The allegory of this book has antecedents in a large number of Christian devotional works that speak of the soul's path to Heaven, from the Lyke-Wake Dirge forward. Bunyan's allegory stands out above his predecessors because of his simple and effective, prose style, steeped in Biblical texts and cadences. He confesses his own naïveté in the verse prologue to the book:

". . . I did not think
To shew to all the World my Pen and Ink
In such a mode; I only thought to make
I knew not what: nor did I undertake
Thereby to please my Neighbour; no not I;
I did it mine own self to gratifie."

John Bunyan himself wrote a popular hymn that encourages a hearer to become a pilgrim-like Christian: All Who Would Valiant Be.

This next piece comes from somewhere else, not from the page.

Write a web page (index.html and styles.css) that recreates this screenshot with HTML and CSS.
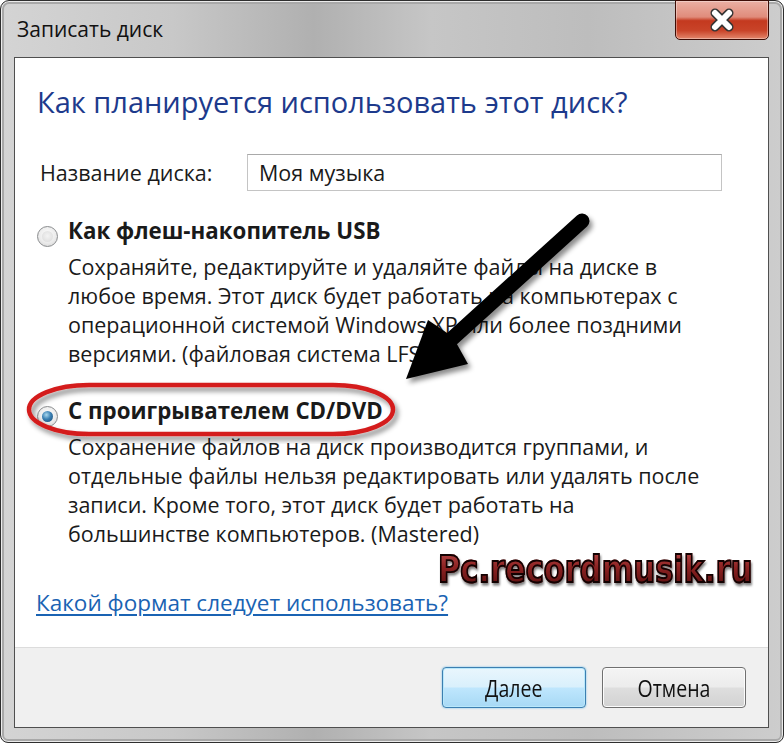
FILE: index.html
```html
<!DOCTYPE html>
<html lang="ru">
<head>
  <meta charset="UTF-8">
  <title>Записать диск</title>
  <link rel="stylesheet" href="styles.css">
</head>
<body>
  <div class="window">
    <div class="titlebar">
      <span class="title">Записать диск</span>
      <div class="close">
        <svg width="24" height="24" viewBox="0 0 24 24">
          <path d="M5 5 L19 19 M19 5 L5 19" stroke="#333" stroke-width="9" stroke-linecap="round" />
          <path d="M5 5 L19 19 M19 5 L5 19" stroke="#fff" stroke-width="6" stroke-linecap="round" />
        </svg>
      </div>
    </div>

    <div class="client">
      <div class="content">
        <h1>Как планируется использовать этот диск?</h1>

        <div class="name-row">
          <span class="name-label">Название диска:</span>
          <div class="name-input">Моя музыка</div>
        </div>

        <div class="option option-first">
          <span class="radio"></span>
          <div class="opt-title">Как флеш-накопитель USB</div>
          <p class="opt-desc">Сохраняйте, редактируйте и удаляйте файлы на диске в<br>любое время. Этот диск будет работать на компьютерах с<br>операционной системой Windows XP или более поздними<br>версиями. (файловая система LFS)</p>
        </div>

        <div class="option option-second">
          <span class="radio checked"></span>
          <div class="opt-title">С проигрывателем CD/DVD</div>
          <p class="opt-desc">Сохранение файлов на диск производится группами, и<br>отдельные файлы нельзя редактировать или удалять после<br>записи. Кроме того, этот диск будет работать на<br>большинстве компьютеров. (Mastered)</p>
        </div>

        <a class="help-link" href="#">Какой формат следует использовать?</a>
      </div>

      <div class="footer">
        <button class="btn btn-default"><span>Далее</span></button>
        <button class="btn"><span>Отмена</span></button>
      </div>
    </div>

    <!-- annotations drawn over the dialog -->
    <svg class="marks" width="784" height="743" viewBox="0 0 784 743">
      <defs>
        <filter id="shadow" x="-20%" y="-20%" width="140%" height="140%">
          <feDropShadow dx="3" dy="4" stdDeviation="2.5" flood-color="#000" flood-opacity="0.45" />
        </filter>
      </defs>
      <rect x="29" y="385" width="364" height="49" rx="60" ry="24.5" fill="none" stroke="#d41d1d" stroke-width="4.5" filter="url(#shadow)" />
      <g filter="url(#shadow)">
        <line x1="582" y1="221" x2="445" y2="345" stroke="#000" stroke-width="15" stroke-linecap="round" />
        <polygon points="406,379 428,320 453,337 468,364" fill="#000" />
      </g>
    </svg>

    <div class="watermark">Pc.recordmusik.ru</div>
  </div>
</body>
</html>
```

FILE: styles.css
```css
body { margin: 0; background: #fff; font-family: "Open Sans", "Noto Sans", sans-serif; color: #1a1a1a; }

.window {
  position: relative; width: 784px; height: 743px; box-sizing: border-box;
  display: flex; flex-direction: column;
  border: 1px solid #2e2e2e; border-radius: 9px 9px 8px 8px;
  padding: 0 14px 14px 13px;
  background: linear-gradient(90deg, #d4d4d4 0%, #c8c8c8 22%, #b0b0b0 40%, #c6c6c6 55%, #bdbdbd 75%, #cdcdcd 100%);
  box-shadow: inset 0 0 0 1px #ebebeb, inset 0 0 0 3px #a8a8a8;
}

.titlebar { height: 56px; display: flex; justify-content: space-between; align-items: flex-start; }
.title { padding: 14px 0 0 3px; font-size: 21px; line-height: 28px; color: #111; }
.close {
  width: 94px; height: 40px; margin-top: -1px; box-sizing: border-box;
  display: flex; align-items: center; justify-content: center;
  border: 1px solid #3d0d06; border-radius: 0 0 5px 5px;
  background: linear-gradient(#eab0a4 0%, #e08c7b 42%, #c4391f 52%, #c94429 78%, #e4876c 100%);
  box-shadow: inset 0 0 0 1px rgba(255,255,255,0.35);
}

.client { flex: 1; display: flex; flex-direction: column; border: 1px solid #4f4f4f; background: #fff; }
.content { flex: 1; padding-left: 22px; }

h1 { margin: 26px 0 0; font-size: 29px; line-height: 36px; font-weight: normal; color: #1d3a8c; }

.name-row { display: flex; align-items: center; margin-top: 34px; font-size: 21.5px; }
.name-label { width: 207px; padding-left: 3px; }
.name-input {
  width: 475px; height: 37px; box-sizing: border-box; padding-left: 11px;
  border: 1px solid #c4c4c4; border-top-color: #a9a9a9; line-height: 35px;
}

.option { display: grid; grid-template-columns: 21px 1fr; column-gap: 10px; font-size: 21.5px; }
.option-first { margin-top: 25px; }
.option-second { margin-top: 28px; }
.opt-title { font-weight: bold; font-size: 22.3px; line-height: 30px; }
.opt-desc { grid-column: 2; margin: 5px 0 0; line-height: 29px; }

.radio {
  width: 21px; height: 21px; margin-top: 10px; box-sizing: border-box; border-radius: 50%;
  border: 1px solid #8a8c8e; position: relative;
  background: radial-gradient(circle at 50% 40%, #fdfdfd 0%, #ececec 55%, #cfcfcf 100%);
}
.radio::after {
  content: ""; position: absolute; left: 4px; top: 4px; width: 11px; height: 11px; border-radius: 50%;
  background: radial-gradient(circle at 50% 45%, #f3f3f3, #d9d9d9);
}
.radio.checked::after { background: radial-gradient(circle at 40% 35%, #a9d8ee 0%, #3a80b3 45%, #17456e 100%); }

.help-link {
  display: block; margin-top: 40px; font-size: 22.5px; line-height: 30px;
  color: #1a63b3; text-decoration: underline; text-underline-offset: 3px;
  width: max-content; margin-left: -1px;
}

.footer {
  height: 80px; box-sizing: border-box; display: flex; justify-content: flex-end; gap: 16px;
  padding: 19px 22px 0 0; border-top: 1px solid #dcdcdc; background: #f0f0f0;
}
.btn {
  width: 144px; height: 41px; border-radius: 4px; border: 1px solid #707070;
  font-family: "Open Sans", sans-serif; font-size: 23px; color: #111;
  background: linear-gradient(#f4f4f4 0%, #ececec 48%, #dedede 52%, #d2d2d2 100%);
  box-shadow: inset 0 0 0 1px #fcfcfc;
}
.btn span { display: inline-block; transform: scaleX(0.85); }
.btn-default {
  border-color: #3c7fb1;
  background: linear-gradient(#e9f6fd 0%, #d9f0fc 48%, #bee6fd 52%, #a7d9f5 100%);
  box-shadow: inset 0 0 0 1px #b9e8fb, 0 0 2px #5fb6e6;
}

.marks { position: absolute; left: -1px; top: -1px; pointer-events: none; }

.watermark {
  position: absolute; left: 437px; top: 546px;
  font-family: "DejaVu Sans", sans-serif; font-weight: bold; font-size: 30.5px; line-height: 36px;
  transform: scaleY(1.25); transform-origin: left top;
  background: linear-gradient(#c45252 0%, #8c2222 45%, #4e0a0a 100%);
  -webkit-background-clip: text; background-clip: text; color: transparent;
  -webkit-text-stroke: 1.5px #120202;
  filter: drop-shadow(1px 2px 1px rgba(0,0,0,0.5));
}
```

Because of the widespread longtime popularity of "The Pilgrim's Progress", Christian's hazards — whether originally from Bunyan or borrowed by him from the Bible — the "Slough of Despond", the "Hill Difficulty", "Valley of the Shadow of Death", "Doubting Castle", and the "Enchanted Ground", his temptations (the wares of "Vanity Fair" and the pleasantness of "By-Path Meadow"), his foes ("Apollyon" and "Giant Despair"), and the helpful stopping places he visits (the "House of the Interpreter", the "House Beautiful", the "Delectable Mountains", and the "Land of Beulah") have become commonly used phrases proverbial in English. For example, "One has one's own Slough of Despond to trudge through."

Famous Christian preacher C.H Spurgeon was influenced by The Pilgrim's Progress and is said to have read the book over 100 times.[35]

Pilgrim's Progresss is listed as one of Mr Tulliver's books in George Elliot's "The Mill on the Floss".

Context in Christendom

The explicit Protestant theology of The Pilgrim's Progress made it much more popular than its predecessors. Bunyan's plain style breathes life into the abstractions of the anthropomorphized temptations and abstractions that Christian encounters and with whom he converses on his course to Heaven. Samuel Johnson said that "this is the great merit of the book, that the most cultivated man cannot find anything to praise more highly, and the child knows nothing more amusing." Three years after its publication (1681), it was reprinted in colonial America, and was widely read in the Puritan colonies.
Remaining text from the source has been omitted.